> [What is expected] Check each line of the listing for the string "styles", then state how many lines have it. Only the number is wanted.

------------------------------------------------------------------------

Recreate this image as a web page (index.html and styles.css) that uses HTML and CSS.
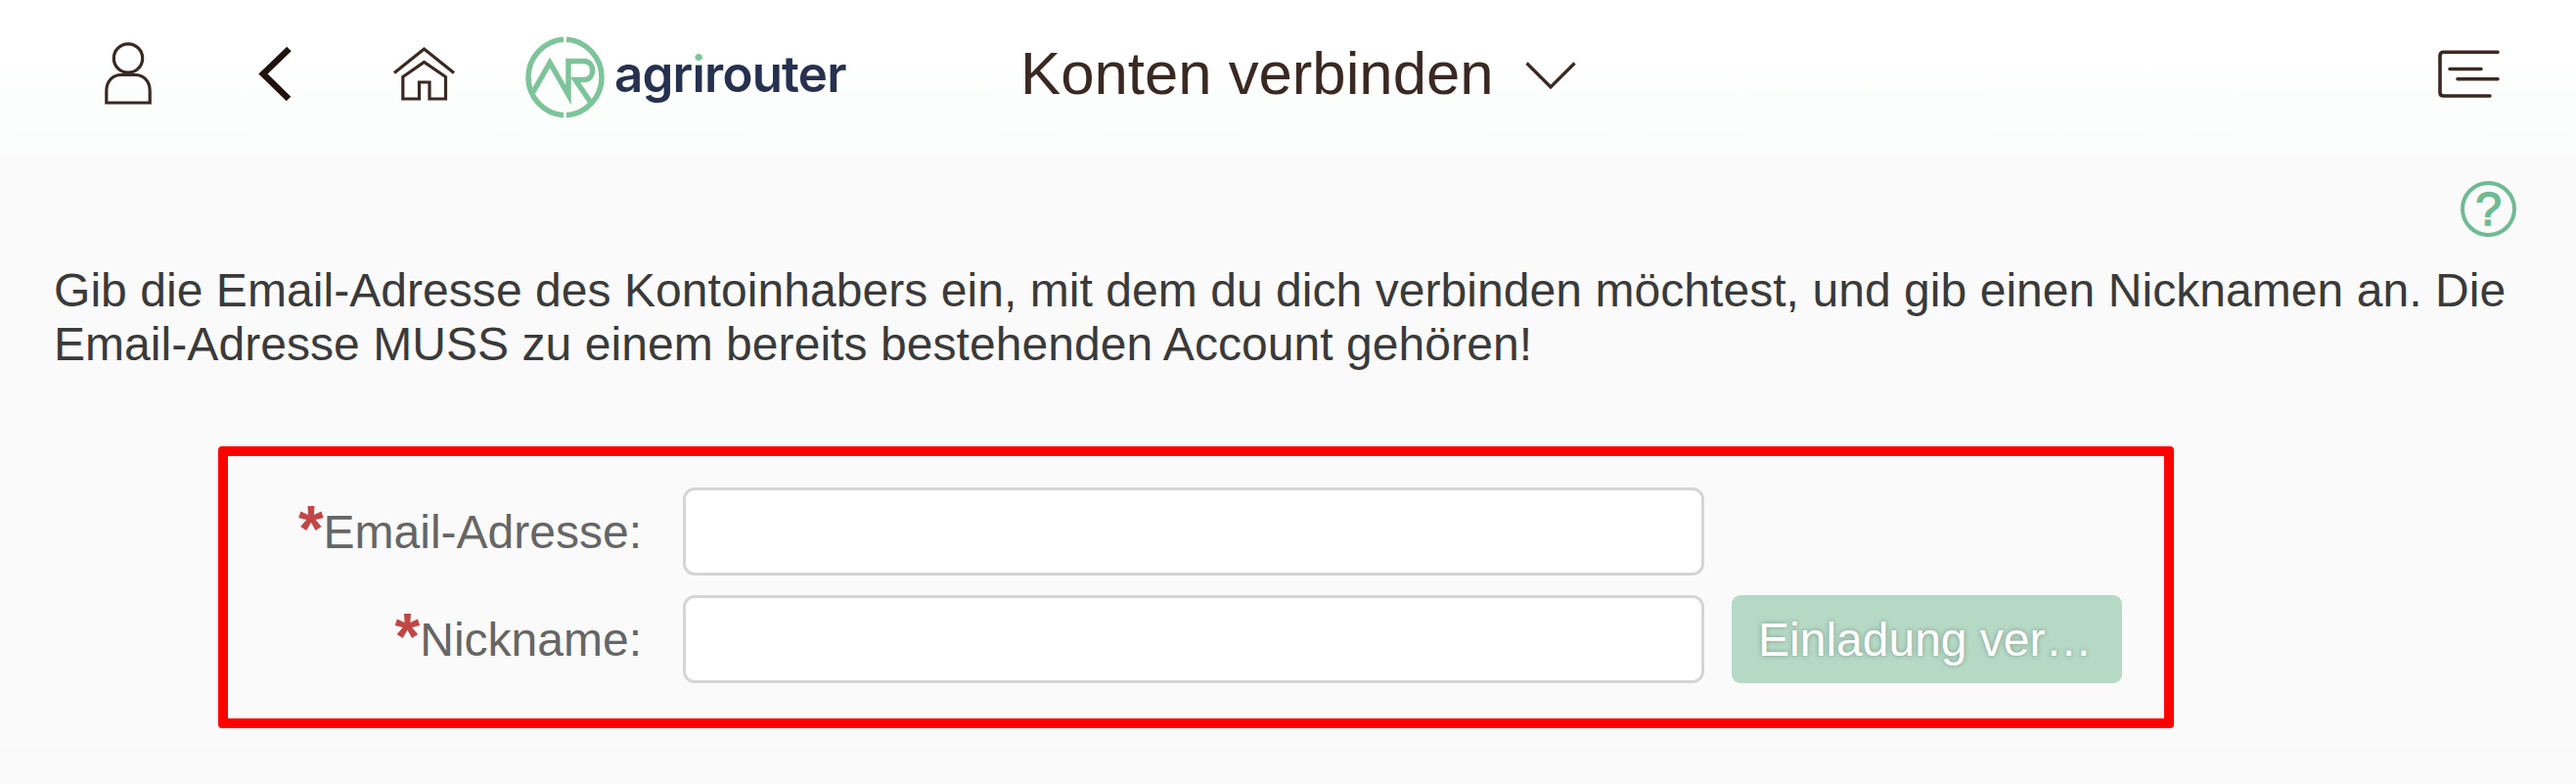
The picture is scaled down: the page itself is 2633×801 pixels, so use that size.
FILE: index.html
```html
<!DOCTYPE html>
<html lang="de">
<head>
<meta charset="utf-8">
<title>Konten verbinden</title>
<link rel="stylesheet" href="styles.css">
</head>
<body>
<header class="shell">
  <svg class="icon icon-user" viewBox="0 0 50 60" width="50" height="60"><circle cx="25" cy="16.500" r="14.7"/><path d="M2.8 62V50C2.8 40 9 33.500 18 33.500H32C41 33.500 47.2 40 47.2 50V62Z"/></svg>
  <svg class="icon icon-back" viewBox="0 0 34 60" width="34" height="60"><path d="M31.500 7L5 32.500L31 58"/></svg>
  <svg class="icon icon-home" viewBox="0 0 66 60" width="66" height="60"><path d="M2 31.500L32.500 7L63 31.500M10.800 35.500V58H27.500V41H38V58H54.500V35.500L32.500 20.500Z"/></svg>
  <div class="brand">
    <svg class="brand-mark" viewBox="0 0 84 84" width="84" height="84"><path d="M43 3.300A38.800 38.800 0 0 1 43 80.700M40 80.700A38.800 38.800 0 0 1 40 3.300"/><path d="M9 57L26 27L45 60V25.500H61C72.500 25.500 72.500 44.500 61 44.500H52L68 68"/></svg>
    <span class="brand-name">agr<span class="brand-i">i</span>router</span>
  </div>
  <h1 class="title">Konten verbinden</h1>
  <svg class="icon icon-chevron" viewBox="0 0 54 30" width="54" height="30"><path d="M2.500 2.500L27 27L51.500 2.500"/></svg>
  <svg class="icon icon-menu" viewBox="0 0 64 50" width="64" height="50"><path d="M61 3.300H5.500Q2 3.300 2 7V44.500Q2 48 5.500 48H53M12 20.500H44M20 30.700H61"/></svg>
</header>
<main class="page">
  <div class="help-row"><span class="help">?</span></div>
  <p class="intro">Gib die Email-Adresse des Kontoinhabers ein, mit dem du dich verbinden möchtest, und gib einen Nicknamen an. Die<br>Email-Adresse MUSS zu einem bereits bestehenden Account gehören!</p>
  <form class="form">
    <label class="label" for="email"><span class="star">*</span>Email-Adresse:</label>
    <input class="field" id="email" type="text">
    <span></span>
    <label class="label" for="nick"><span class="star">*</span>Nickname:</label>
    <input class="field" id="nick" type="text">
    <button class="send" type="button">Einladung ver…</button>
  </form>
</main>
</body>
</html>
```
FILE: styles.css
```css
* { box-sizing: border-box; }
body {
  margin: 0;
  height: 801px;
  overflow: hidden;
  background: linear-gradient(#fafafa 762px, #f9f9f9 762px);
  font-family: "Liberation Sans", Arial, sans-serif;
  font-size: 48px;
  color: #3a3a3a;
}
.shell {
  display: flex;
  align-items: flex-start;
  height: 157px;
  padding: 43px 77px 0 106px;
  background: linear-gradient(#fff 0%, #fefffe 35%, #fafdfb 100%);
}
.icon { flex: none; fill: none; stroke: #3a2822; stroke-width: 3.2; overflow: visible; }
.icon-back { margin-left: 108px; stroke: #20120d; stroke-width: 6.5; }
.icon-home { margin-left: 103px; }
.icon-chevron { margin: 19px 0 0 31px; }
.icon-menu { margin: 7px 0 0 auto; stroke-width: 3.6; stroke-linecap: round; }
.brand { display: flex; align-items: flex-start; margin: -6px 0 0 69px; }
.brand-mark { flex: none; fill: none; stroke: #7dc49b; stroke-width: 5.5; }
.brand-name {
  width: 246px;
  margin: 4px 0 0 8px;
  font: 600 51px/70px Inter, sans-serif;
  letter-spacing: -.8px;
  color: #26304f;
  white-space: nowrap;
}
.brand-i {
  background: linear-gradient(#7dc49b 22px, #26304f 22px);
  -webkit-background-clip: text;
  background-clip: text;
  color: transparent;
}
.title {
  margin: -4px 0 0 169px;
  font-size: 61.7px;
  font-weight: 400;
  line-height: 72px;
  color: #3a2822;
  white-space: nowrap;
}
.page { padding: 28px 56px 0; }
.help-row { display: flex; justify-content: flex-end; padding-right: 5px; }
.help {
  width: 57px;
  height: 57px;
  border: 4px solid #6fba92;
  border-radius: 50%;
  font-size: 48px;
  line-height: 49px;
  text-align: center;
  color: #6fba92;
  -webkit-text-stroke: 1.5px #6fba92;
}
.intro {
  margin: 27px 0 0 -1px;
  line-height: 55px;
  letter-spacing: .055px;
  white-space: nowrap;
}
.form {
  display: grid;
  grid-template-columns: 427px 1044px 399px;
  grid-template-rows: 90px 90px;
  column-gap: 28px;
  row-gap: 20px;
  width: 1999px;
  height: 288px;
  margin: 77px 0 0 167px;
  padding: 32px 10px;
  border: 10px solid #f00;
  border-radius: 4px;
}
.label {
  display: flex;
  justify-content: flex-end;
  padding-right: 14px;
  line-height: 91px;
  color: #666;
  white-space: nowrap;
}
.star {
  color: #c14646;
  font-size: 66px;
  font-weight: 700;
  line-height: 85px;
}
.field {
  width: 1044px;
  height: 90px;
  border: 3px solid #d5d5d5;
  border-radius: 12px;
  background: #fff;
}
.send {
  height: 90px;
  padding: 0 0 0 27px;
  border: 0;
  border-radius: 9px;
  background: #b5d9c5;
  color: #fff;
  font: inherit;
  text-align: left;
  text-shadow: 0 0 5px rgba(0, 0, 0, .3);
  white-space: nowrap;
}
```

------------------------------------------------------------------------

> [The output] 3